Deciding Which Plants To Keep

Jr. Fletcher  |  10/30/2007 1:48:08 AM

Deciding Which Plants To Keep

If you decide that you want to change your landscape, it is important not to simply remove everything that is there. In established landscapes, retaining trees, shrubs, perennials and other plants will save money – and it also preserves established wildlife habitats. Larger, older plants also create a feeling of maturity that newly planted landscapes lack. The trick is knowing which plants to keep. Following these simple guidelines will help you make decisions in determining which plants to retain and which ones to remove.

  • Keep healthy plants that show good form and are growing in appropriate locations. Consider pruning healthy, overgrown shrubs or trees if the only reason they are on your remove list is because of appearance. Pruning is less costly than replacement, especially when dealing with mature plants.

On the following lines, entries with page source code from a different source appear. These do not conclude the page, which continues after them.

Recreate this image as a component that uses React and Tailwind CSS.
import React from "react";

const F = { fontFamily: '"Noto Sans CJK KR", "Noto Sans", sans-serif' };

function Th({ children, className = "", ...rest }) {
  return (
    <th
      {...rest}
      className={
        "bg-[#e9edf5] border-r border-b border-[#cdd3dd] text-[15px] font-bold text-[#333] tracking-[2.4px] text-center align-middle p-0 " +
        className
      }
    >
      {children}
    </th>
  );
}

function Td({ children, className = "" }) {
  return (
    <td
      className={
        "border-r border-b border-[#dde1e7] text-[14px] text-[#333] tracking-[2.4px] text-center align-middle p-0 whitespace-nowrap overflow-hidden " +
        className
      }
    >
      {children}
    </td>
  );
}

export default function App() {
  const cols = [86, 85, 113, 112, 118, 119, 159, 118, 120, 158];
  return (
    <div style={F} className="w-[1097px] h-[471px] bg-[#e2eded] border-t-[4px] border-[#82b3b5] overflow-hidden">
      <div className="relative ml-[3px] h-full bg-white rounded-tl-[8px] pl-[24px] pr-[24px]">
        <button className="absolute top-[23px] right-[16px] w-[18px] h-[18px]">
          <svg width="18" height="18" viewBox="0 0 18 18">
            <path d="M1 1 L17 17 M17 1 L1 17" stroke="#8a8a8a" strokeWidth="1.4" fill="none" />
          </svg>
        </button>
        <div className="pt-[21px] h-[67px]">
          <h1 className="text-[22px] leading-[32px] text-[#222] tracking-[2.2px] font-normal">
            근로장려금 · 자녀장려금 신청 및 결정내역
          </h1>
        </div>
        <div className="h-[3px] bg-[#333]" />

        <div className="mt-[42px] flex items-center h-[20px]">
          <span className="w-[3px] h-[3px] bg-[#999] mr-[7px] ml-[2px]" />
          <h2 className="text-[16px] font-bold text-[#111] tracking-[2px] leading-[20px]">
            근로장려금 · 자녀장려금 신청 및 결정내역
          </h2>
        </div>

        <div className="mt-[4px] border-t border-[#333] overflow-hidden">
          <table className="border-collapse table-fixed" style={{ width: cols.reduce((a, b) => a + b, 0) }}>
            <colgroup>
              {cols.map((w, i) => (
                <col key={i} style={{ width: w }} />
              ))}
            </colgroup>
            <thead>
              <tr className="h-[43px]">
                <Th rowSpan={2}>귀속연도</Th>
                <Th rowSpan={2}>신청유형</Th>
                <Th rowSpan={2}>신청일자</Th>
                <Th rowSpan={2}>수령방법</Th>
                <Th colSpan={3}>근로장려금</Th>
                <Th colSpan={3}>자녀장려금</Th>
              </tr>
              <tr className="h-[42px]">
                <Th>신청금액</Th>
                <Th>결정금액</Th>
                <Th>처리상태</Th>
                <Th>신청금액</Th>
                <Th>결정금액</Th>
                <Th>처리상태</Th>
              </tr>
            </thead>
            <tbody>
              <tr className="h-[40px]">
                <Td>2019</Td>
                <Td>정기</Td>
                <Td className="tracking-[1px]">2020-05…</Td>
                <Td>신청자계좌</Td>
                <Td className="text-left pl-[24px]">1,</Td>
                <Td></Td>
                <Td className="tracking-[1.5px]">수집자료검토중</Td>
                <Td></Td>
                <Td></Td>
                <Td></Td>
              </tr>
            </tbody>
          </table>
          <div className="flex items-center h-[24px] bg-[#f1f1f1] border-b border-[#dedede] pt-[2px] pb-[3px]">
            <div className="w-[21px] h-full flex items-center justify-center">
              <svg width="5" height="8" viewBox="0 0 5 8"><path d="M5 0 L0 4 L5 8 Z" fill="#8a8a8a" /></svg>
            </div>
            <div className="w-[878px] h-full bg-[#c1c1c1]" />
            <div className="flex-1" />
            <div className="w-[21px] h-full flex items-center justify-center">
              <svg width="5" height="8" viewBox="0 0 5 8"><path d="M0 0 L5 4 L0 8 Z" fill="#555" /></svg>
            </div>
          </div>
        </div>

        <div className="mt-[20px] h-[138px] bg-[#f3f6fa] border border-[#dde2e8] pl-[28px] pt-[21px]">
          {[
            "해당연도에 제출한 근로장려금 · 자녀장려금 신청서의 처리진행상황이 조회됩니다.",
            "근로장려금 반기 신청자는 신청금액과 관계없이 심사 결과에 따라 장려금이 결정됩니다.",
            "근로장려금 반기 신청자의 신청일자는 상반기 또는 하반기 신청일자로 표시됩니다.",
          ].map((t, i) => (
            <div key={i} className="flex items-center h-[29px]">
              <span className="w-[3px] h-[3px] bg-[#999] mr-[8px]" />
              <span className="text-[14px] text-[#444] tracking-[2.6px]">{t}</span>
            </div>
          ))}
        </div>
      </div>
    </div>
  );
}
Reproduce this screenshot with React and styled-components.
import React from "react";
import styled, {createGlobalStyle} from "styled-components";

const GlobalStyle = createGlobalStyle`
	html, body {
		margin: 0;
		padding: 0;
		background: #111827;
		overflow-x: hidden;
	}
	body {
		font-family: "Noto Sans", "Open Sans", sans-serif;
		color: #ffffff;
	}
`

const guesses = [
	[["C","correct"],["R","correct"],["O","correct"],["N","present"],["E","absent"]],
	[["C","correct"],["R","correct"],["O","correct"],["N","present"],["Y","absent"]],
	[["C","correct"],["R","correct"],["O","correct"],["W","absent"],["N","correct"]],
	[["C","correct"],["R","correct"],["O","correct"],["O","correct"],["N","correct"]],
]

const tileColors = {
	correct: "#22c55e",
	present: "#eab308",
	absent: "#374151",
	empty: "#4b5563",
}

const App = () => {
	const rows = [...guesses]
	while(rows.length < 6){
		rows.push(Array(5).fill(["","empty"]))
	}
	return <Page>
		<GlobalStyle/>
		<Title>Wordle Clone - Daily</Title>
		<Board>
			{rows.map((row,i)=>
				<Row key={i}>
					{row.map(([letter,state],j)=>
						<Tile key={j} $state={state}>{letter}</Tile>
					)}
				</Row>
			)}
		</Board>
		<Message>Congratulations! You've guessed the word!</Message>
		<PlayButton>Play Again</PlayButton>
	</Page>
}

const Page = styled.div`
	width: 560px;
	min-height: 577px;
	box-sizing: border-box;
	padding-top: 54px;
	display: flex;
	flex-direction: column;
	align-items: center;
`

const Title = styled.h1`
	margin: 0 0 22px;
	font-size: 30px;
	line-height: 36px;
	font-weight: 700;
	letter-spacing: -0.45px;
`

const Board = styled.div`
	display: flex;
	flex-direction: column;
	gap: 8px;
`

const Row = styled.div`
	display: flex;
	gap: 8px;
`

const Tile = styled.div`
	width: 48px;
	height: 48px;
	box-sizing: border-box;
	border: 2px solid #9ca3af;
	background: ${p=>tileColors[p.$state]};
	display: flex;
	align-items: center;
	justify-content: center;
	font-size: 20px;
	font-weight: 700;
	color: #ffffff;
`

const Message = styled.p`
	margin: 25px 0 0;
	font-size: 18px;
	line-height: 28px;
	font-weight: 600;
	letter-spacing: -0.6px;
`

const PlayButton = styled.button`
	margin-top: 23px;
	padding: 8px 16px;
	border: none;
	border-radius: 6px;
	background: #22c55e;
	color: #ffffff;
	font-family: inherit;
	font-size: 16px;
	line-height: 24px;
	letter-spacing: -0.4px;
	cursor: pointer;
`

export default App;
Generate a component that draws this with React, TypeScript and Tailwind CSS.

  • Retain trees with long life spans. Some examples are live oaks (Quercus virginiana), Southern magnolia (Magnolia grandiflora) and baldcypress (Taxodium distichum). Mature short-lived trees are less desirable, including water oak (Quercus nigra), silver maple (Acer saccharinum) and flowering pear (Prunus calleryana).

  • When developing wooded lots, save clusters of trees and the plants growing beneath them rather than individual trees. Trees growing close together in forests often grow tall and narrow. When the site is cleared, an isolated tree becomes vulnerable to wind damage and could snap during high winds. For this reason, it is best to leave trees in clusters. The cluster should include the trees along with any ground covers or native shrubs growing beneath them. Such a grouping is more resistant to high winds (and generally looks more attractive).

To determine which plants to remove, consider this checklist:

? Unhealthy and invasive plants are not worth saving.

? Foundation plants located too close to walls block air currents and prevent access for home maintenance.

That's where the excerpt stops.